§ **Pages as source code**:
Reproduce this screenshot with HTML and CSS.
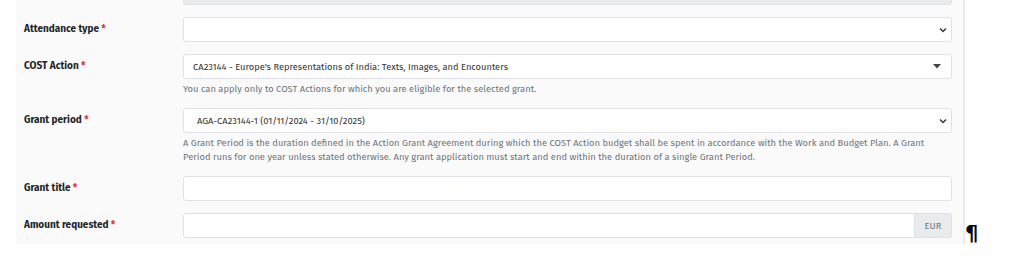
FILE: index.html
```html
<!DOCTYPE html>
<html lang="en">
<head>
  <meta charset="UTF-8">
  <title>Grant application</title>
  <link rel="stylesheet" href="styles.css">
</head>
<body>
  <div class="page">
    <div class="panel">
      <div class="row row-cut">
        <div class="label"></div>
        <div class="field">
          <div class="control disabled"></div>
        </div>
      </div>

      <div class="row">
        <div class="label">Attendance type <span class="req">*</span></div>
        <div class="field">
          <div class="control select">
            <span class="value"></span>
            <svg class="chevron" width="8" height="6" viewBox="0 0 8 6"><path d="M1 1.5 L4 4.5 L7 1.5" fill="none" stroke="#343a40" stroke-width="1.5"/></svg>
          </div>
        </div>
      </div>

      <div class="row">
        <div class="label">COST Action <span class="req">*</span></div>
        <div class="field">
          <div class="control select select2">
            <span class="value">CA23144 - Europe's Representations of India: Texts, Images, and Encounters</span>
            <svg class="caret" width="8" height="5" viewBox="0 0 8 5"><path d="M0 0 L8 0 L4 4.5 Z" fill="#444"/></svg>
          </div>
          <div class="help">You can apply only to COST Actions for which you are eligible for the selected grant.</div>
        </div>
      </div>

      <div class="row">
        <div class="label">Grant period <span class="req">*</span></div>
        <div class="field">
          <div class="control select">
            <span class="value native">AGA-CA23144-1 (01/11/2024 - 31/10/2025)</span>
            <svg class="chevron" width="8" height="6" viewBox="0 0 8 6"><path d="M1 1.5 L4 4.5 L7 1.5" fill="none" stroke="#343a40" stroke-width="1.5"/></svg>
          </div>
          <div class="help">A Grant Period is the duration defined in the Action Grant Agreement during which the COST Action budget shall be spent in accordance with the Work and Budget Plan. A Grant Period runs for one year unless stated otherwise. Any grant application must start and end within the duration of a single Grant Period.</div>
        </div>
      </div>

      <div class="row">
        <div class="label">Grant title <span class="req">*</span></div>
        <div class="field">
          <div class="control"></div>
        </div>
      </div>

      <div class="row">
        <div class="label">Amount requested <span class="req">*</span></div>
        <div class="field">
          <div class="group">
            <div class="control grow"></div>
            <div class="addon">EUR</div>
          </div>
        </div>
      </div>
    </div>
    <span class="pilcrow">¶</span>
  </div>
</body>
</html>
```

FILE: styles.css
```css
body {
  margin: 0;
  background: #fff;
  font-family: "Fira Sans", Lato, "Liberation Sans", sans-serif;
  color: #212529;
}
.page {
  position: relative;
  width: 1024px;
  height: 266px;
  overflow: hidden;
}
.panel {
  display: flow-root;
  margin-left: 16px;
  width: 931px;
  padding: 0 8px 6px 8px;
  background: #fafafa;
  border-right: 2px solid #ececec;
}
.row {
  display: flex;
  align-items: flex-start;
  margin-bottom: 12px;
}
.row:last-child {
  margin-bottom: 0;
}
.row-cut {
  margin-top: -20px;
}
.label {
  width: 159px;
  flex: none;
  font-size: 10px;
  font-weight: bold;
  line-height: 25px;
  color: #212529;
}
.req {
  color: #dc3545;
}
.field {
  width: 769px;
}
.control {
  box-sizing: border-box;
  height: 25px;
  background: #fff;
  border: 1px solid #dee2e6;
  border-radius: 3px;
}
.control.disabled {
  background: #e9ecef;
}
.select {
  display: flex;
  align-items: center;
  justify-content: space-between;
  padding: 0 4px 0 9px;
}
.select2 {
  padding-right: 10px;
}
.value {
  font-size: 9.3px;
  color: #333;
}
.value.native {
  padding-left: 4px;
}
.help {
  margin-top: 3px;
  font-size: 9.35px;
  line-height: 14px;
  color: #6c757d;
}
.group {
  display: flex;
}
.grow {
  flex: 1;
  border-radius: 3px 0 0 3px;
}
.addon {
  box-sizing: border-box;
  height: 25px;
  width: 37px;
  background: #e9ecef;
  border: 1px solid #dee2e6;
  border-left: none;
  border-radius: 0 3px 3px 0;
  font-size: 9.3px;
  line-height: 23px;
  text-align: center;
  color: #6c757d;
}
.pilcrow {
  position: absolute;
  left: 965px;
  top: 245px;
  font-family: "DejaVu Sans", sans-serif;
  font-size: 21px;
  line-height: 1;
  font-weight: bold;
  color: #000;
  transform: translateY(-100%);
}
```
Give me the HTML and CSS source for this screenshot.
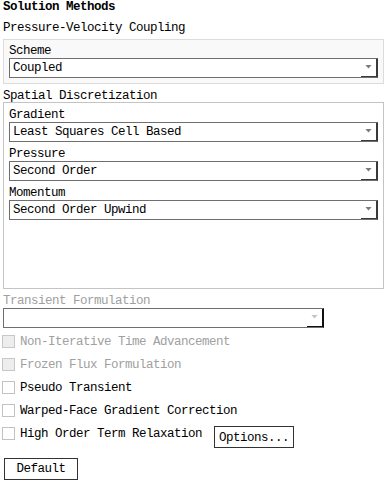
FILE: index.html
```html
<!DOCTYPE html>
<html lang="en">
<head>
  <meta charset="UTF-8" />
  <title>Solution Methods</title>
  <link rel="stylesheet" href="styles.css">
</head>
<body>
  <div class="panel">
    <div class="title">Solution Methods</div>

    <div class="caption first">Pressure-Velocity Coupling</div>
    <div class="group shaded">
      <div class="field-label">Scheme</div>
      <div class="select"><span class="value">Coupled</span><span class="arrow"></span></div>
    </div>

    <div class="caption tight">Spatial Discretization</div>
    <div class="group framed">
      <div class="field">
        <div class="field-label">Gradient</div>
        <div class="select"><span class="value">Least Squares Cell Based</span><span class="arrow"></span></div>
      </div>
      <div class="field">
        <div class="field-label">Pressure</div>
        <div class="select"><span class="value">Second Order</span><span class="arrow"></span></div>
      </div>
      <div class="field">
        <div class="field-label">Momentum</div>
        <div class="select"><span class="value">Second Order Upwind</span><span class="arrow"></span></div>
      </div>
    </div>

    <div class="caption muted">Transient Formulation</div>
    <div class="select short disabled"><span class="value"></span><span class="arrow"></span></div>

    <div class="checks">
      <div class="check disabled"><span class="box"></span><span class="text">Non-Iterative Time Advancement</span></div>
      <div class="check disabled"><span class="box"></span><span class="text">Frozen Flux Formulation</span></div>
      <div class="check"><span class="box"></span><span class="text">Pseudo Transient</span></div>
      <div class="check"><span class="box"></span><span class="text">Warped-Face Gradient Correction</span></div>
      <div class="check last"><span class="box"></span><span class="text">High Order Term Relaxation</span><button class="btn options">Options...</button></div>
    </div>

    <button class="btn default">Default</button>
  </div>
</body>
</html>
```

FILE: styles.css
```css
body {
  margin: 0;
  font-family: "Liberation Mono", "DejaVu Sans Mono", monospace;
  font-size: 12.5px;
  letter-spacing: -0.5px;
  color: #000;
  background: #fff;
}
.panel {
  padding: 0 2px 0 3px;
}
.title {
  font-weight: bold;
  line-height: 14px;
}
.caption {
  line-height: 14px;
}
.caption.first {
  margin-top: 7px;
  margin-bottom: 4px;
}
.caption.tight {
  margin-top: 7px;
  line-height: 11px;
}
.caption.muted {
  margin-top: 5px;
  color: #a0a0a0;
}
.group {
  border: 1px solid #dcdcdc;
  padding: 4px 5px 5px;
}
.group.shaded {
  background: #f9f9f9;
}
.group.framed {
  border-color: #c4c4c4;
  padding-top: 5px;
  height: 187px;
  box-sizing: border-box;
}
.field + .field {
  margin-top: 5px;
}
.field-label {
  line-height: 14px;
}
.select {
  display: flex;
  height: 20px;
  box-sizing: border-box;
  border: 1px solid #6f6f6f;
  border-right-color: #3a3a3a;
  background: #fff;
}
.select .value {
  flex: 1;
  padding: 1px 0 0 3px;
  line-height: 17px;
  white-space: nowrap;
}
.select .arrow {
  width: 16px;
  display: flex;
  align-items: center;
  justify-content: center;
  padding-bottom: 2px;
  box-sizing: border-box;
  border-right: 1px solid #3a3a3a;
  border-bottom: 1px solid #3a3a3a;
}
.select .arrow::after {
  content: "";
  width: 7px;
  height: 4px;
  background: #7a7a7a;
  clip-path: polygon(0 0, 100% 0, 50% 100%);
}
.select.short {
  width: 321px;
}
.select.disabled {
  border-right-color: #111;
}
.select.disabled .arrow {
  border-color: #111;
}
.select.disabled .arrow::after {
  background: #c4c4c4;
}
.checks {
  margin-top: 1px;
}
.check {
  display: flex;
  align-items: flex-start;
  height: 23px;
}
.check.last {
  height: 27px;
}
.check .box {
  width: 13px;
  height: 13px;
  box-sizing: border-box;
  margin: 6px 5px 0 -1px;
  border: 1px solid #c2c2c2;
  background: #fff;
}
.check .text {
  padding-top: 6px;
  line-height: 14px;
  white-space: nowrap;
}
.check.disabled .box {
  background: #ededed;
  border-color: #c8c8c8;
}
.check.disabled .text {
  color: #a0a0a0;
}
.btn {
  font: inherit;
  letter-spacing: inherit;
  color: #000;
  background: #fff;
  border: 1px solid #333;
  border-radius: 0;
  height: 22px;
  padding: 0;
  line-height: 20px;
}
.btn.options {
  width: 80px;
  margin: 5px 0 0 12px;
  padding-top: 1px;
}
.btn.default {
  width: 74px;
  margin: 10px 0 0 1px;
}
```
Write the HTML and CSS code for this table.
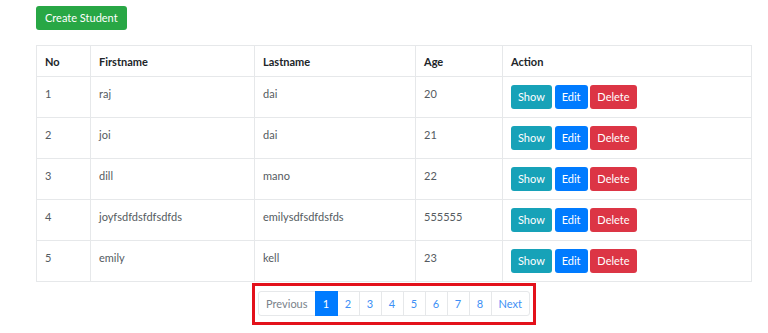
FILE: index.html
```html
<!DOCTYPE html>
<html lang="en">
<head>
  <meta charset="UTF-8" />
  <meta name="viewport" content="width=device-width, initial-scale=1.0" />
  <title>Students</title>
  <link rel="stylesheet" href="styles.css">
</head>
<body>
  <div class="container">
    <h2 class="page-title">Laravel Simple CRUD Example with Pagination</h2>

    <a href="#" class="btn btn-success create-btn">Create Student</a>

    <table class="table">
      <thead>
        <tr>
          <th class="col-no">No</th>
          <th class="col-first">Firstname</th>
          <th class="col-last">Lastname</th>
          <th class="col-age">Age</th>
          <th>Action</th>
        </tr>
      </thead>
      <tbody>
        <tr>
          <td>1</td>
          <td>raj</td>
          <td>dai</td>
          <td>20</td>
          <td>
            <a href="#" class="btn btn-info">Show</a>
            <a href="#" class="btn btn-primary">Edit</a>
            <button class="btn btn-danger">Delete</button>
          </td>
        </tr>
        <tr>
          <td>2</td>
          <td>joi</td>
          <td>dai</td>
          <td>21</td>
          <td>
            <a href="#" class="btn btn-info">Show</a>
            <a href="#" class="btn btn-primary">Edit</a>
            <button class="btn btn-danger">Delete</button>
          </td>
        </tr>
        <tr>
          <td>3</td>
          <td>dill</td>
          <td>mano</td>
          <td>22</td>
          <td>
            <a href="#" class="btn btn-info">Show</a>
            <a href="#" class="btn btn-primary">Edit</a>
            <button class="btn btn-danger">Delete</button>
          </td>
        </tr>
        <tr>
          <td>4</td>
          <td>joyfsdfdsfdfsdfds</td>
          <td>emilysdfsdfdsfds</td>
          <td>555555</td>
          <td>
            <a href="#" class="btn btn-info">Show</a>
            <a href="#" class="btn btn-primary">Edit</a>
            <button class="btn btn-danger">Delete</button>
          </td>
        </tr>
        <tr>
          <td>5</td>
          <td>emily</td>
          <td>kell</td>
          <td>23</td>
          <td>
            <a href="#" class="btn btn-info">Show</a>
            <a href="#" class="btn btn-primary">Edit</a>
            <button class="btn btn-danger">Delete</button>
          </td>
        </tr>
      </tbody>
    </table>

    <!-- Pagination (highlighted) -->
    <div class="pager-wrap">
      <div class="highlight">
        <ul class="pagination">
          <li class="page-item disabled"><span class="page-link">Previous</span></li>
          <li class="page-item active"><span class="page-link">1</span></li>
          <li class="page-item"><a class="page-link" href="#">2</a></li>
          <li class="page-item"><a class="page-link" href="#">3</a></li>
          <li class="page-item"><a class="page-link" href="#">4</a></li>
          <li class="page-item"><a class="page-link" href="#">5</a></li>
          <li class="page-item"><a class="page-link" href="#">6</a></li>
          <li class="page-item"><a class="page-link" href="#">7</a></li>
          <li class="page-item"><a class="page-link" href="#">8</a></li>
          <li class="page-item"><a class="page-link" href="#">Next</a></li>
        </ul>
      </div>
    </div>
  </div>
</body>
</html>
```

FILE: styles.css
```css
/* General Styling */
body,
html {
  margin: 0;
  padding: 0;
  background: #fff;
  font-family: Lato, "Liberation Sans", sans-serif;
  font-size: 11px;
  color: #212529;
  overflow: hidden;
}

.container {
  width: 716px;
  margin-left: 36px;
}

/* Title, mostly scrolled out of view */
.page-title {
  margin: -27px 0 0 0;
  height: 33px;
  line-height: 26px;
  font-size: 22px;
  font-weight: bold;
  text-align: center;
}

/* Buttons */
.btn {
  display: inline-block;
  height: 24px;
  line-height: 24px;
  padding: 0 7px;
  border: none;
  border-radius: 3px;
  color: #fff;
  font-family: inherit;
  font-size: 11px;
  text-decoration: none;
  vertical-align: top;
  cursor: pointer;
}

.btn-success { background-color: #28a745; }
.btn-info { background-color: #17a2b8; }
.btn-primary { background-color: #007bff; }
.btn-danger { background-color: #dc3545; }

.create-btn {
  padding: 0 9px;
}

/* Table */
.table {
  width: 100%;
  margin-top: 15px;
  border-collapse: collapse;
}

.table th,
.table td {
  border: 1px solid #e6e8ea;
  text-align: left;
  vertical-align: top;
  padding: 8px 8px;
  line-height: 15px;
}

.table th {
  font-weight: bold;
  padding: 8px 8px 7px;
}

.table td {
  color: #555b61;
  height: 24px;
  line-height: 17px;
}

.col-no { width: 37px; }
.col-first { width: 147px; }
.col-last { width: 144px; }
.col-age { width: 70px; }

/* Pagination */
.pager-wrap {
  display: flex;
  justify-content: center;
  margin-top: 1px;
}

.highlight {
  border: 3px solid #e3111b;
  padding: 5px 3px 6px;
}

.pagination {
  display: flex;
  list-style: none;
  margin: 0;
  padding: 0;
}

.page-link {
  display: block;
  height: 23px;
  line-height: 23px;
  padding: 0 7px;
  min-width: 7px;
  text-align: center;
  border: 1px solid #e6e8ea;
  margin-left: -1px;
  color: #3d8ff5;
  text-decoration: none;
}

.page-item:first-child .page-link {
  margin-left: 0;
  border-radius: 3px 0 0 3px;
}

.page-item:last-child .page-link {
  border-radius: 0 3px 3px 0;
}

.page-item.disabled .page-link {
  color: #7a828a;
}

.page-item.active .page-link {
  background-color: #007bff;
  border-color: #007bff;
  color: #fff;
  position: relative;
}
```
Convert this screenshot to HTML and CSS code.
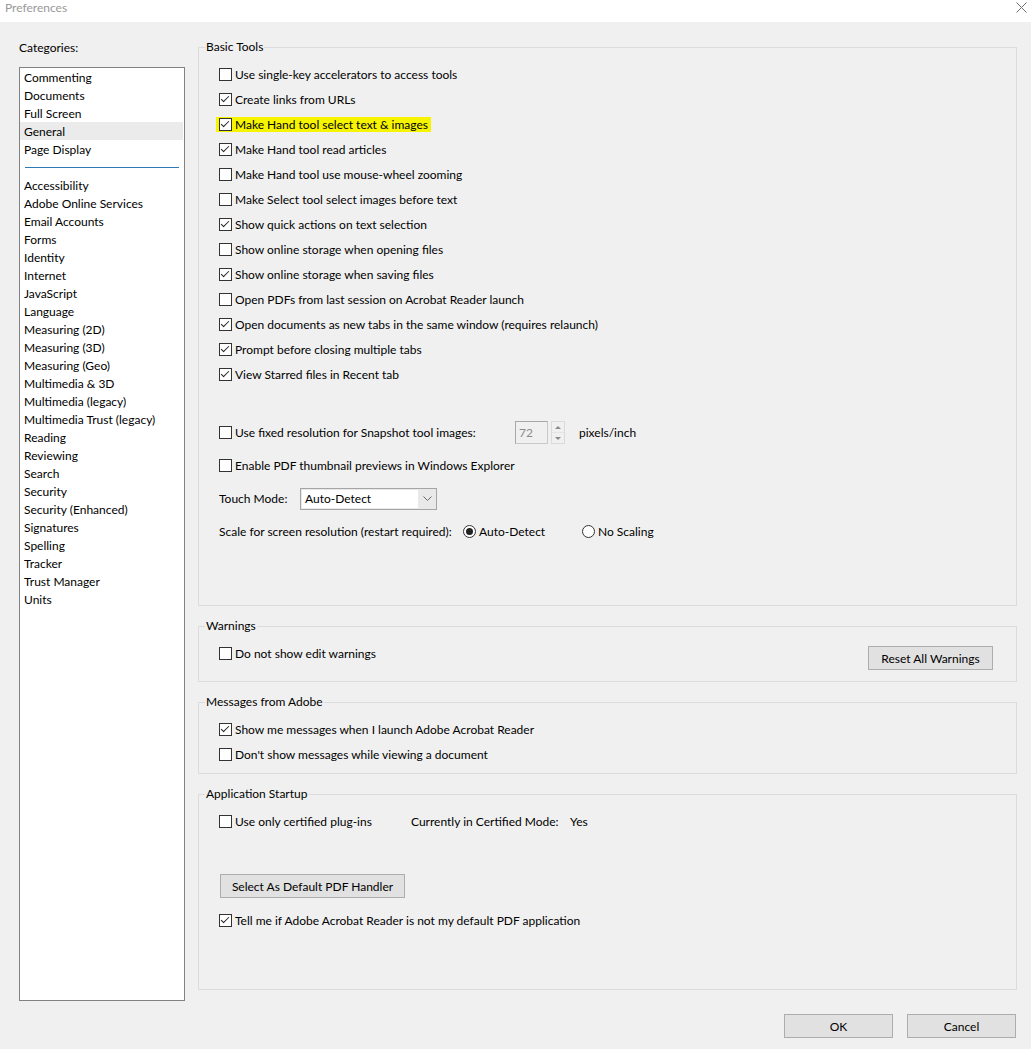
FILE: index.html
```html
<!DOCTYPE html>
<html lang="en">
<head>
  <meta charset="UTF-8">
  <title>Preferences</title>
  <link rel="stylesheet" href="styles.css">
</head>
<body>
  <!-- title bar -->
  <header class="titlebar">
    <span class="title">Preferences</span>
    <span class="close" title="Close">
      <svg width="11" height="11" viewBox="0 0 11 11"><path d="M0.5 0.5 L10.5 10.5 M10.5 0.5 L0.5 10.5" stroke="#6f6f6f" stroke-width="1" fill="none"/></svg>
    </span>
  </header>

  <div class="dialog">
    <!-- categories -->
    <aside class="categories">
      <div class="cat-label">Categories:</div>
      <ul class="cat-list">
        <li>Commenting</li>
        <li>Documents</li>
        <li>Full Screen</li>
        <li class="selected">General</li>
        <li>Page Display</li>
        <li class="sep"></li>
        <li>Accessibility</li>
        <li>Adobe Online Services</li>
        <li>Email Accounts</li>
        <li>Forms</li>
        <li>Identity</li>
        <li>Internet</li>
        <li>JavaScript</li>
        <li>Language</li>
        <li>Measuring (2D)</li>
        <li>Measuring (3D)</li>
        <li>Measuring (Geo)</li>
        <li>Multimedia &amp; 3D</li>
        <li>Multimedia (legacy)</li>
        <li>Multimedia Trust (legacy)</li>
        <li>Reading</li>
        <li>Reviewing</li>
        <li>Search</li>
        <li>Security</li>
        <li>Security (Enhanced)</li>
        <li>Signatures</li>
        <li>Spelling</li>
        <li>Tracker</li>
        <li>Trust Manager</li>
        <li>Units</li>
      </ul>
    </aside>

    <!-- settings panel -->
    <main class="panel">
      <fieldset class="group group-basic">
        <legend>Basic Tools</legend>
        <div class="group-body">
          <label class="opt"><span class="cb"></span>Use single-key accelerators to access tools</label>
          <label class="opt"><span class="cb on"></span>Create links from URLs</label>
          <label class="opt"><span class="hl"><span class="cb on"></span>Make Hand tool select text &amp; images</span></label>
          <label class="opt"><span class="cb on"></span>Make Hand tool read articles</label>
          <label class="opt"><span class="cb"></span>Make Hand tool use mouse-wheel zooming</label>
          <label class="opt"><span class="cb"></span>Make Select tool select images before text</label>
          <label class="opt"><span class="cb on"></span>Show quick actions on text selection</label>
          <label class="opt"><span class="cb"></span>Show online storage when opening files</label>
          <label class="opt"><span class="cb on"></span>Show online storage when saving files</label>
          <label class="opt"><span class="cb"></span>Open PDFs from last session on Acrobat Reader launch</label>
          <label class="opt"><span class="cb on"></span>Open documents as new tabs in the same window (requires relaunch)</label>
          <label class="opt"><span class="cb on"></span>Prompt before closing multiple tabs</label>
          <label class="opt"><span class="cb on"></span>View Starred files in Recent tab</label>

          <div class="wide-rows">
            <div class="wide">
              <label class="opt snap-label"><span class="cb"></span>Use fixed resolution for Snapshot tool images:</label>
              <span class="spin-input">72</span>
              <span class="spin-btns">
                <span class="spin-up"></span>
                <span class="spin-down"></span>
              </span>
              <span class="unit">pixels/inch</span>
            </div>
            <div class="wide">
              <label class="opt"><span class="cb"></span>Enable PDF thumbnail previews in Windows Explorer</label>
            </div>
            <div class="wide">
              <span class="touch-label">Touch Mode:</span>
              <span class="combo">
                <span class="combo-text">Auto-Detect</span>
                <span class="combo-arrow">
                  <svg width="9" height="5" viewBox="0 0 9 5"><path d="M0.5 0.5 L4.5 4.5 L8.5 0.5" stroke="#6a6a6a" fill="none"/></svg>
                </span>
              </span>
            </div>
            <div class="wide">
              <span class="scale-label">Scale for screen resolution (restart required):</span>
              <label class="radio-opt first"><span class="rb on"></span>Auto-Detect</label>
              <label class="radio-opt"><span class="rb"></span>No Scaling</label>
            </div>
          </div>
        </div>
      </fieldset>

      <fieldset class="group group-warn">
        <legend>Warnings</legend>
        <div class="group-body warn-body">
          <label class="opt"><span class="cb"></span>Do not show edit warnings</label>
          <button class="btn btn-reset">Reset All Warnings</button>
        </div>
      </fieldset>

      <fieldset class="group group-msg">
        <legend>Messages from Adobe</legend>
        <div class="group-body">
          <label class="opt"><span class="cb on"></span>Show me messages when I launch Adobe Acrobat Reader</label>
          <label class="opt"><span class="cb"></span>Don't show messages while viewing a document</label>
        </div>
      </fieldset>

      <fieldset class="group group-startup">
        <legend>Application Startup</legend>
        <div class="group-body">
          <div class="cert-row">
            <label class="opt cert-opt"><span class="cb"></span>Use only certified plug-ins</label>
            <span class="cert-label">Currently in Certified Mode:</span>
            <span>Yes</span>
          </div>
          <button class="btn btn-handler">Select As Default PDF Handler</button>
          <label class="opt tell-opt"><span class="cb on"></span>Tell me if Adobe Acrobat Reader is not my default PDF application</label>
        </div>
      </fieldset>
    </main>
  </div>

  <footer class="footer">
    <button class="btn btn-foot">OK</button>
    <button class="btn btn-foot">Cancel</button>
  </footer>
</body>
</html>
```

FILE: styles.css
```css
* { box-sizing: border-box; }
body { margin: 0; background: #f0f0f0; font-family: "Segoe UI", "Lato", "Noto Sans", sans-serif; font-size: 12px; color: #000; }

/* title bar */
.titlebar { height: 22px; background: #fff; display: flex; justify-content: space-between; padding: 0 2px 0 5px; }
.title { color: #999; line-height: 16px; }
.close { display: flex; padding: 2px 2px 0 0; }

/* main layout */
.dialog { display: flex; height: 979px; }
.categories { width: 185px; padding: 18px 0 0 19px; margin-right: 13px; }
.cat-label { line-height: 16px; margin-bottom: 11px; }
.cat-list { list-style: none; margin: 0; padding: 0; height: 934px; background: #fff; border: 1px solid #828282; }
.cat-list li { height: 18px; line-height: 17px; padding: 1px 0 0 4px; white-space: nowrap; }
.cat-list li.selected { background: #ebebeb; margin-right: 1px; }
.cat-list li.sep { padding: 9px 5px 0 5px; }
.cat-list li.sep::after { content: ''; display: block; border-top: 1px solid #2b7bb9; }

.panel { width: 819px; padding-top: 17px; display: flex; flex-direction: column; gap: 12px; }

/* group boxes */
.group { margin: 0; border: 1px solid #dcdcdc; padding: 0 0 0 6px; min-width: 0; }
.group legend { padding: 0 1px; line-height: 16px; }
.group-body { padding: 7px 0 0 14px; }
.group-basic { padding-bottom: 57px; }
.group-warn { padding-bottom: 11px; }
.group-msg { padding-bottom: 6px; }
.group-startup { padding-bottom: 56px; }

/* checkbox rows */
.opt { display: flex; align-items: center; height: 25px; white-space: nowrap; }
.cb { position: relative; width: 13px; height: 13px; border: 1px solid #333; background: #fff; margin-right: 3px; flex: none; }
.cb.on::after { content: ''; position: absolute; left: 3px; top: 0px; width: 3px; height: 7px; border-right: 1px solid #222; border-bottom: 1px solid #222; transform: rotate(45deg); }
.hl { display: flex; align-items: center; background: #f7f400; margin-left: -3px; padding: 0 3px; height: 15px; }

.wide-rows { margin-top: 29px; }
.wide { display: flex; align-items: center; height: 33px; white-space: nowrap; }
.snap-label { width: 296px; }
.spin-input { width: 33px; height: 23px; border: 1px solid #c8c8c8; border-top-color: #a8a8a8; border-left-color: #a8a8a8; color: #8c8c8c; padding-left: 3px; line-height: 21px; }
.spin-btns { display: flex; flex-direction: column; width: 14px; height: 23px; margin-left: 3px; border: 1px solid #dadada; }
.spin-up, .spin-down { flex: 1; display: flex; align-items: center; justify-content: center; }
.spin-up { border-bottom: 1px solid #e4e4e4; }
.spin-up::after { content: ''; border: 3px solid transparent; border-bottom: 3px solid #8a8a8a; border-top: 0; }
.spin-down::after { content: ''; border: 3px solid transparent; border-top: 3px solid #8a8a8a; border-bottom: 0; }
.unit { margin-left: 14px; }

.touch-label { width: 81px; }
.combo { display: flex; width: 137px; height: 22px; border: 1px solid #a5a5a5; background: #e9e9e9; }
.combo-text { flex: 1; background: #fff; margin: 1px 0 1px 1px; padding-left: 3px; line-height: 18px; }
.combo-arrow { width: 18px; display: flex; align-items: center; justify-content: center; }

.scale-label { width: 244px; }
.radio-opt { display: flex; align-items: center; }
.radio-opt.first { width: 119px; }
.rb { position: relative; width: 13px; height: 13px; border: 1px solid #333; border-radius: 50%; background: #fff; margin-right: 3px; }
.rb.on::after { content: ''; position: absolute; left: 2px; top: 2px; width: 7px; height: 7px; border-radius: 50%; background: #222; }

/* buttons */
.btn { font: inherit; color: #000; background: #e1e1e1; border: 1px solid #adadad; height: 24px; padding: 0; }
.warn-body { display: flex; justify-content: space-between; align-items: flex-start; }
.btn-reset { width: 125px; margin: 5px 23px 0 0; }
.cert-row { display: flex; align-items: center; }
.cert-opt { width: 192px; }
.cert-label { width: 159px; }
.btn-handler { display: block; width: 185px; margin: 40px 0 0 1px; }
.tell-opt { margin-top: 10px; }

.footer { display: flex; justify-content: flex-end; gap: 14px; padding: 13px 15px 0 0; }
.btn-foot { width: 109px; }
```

§ **REQUEST**: Show each line of the data that contains the string "this".

§ **OUTPUT**:
Reproduce this screenshot with HTML and CSS.
Give me the HTML and CSS source for this screenshot.
Write the HTML and CSS code for this table.
Convert this screenshot to HTML and CSS code.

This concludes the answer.